Former Massachusetts Gov. Mitt Romney, a leading Republican presidential contender, led the complaints about the bill at a recent candidates' debate in South Carolina--echoing the rhetoric of leading immigrant-basher Rep. Tom Tancredo, another GOP presidential hopeful.

Criticism from Democrats is more measured. Democratic presidential contenders Barack Obama and Hillary Clinton are promising amendments to the bill to curb some--but by no means all--of its worst features. And it was Ted Kennedy, the supposed liberal lion of the Senate, who brokered this awful bill.

Nevertheless, the fact that some Democrats are criticizing the legislation from the left is a departure from last year.
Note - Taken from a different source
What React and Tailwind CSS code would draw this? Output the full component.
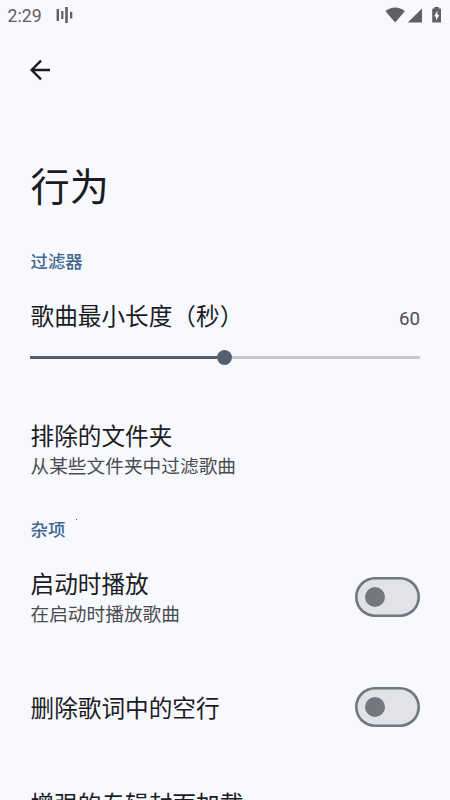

What's more, among the mainstream Washington-oriented immigrant rights organizations, such as the National Council of La Raza, there is widespread opposition to the bipartisan deal--a major step forward from last year when most supported Hagel-Martinez as at least an acceptable framework for immigration reform.

This year's larger-than-expected protests on May Day are evidence that the immigrant rights movement hasn't disappeared--and that the potential exists to mobilize at the grassroots for a just immigration policy.

The bipartisan Senate bill should be opposed by anyone who cares about justice for immigrants. The New York Times, though a champion of business-oriented immigration reform, got it right when it editorialized that the price of the legislation was a "radical repudiation of generations of immigration policy, the weakening of families and the creation of a system of modern peonage within our borders."